I couldn't keep a steady pace on the run, keeping it hovering around 4:15mins to 4:30mins per km. My body felt heavy and I used every aid station to take on more water. My goal we to match my 41min run from Geelong. I knew from the half way mark that I wasn't going to make it however that didn't dishearten me. The sprinklers and the people with hoses made the run fun and I encouraged those who looked like they needed it. I gave it my all in the last 2km's, it's such a strange feeling at the end, your body is buggered, and at the same time you just want to fly to the finish line! Running across the line you hear your name called out, and it's over! I bent over to catch my breath, then headed to the showers that lined the exit of the course.
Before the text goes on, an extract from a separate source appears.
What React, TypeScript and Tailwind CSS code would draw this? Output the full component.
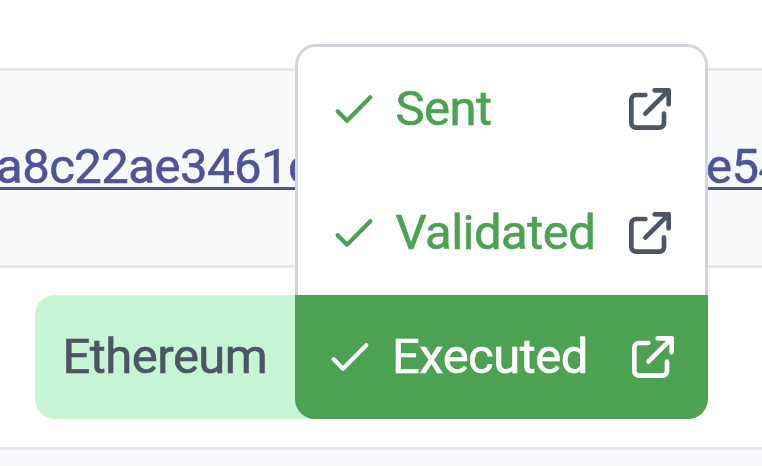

Such a great way to end it!!

Over all I took of 3mins from my pervious 
olympic distance time and came in 9th 
out of 150 girl in my age group. 
Making the top 10! Amazing.

The Witsup girls and the panel
Rubbing shoulder with some of our best;
L-R Emma Jackson, Liz Blatchford, Moi,
Emma Snowsil, Charlotte McShane

To finish up what was such a fun, successful weekend away, I attended the WITSUP (Women in triathlon) partnered with Specialized brunch. It was an amazing opportunity to meet some of Australia's finest female triathletes, ask them questions and hear them speak in a panel environment. 

I don't know if you could pick it, but I love racing. I love putting all the hard work from training to use, to strive to better your time and to challenge yourself physically and mentally. After this race I really would love to keep at olympic distance races however I've set myself a goal of Ironman, so form now, until March at least, it's going to be longer and slower. My first taste of this is next weekend at Shepparton when I set out to conquer my first half Ironman! I look forward to sharing that experience with you. Until then dream big and take action. It's all in the action.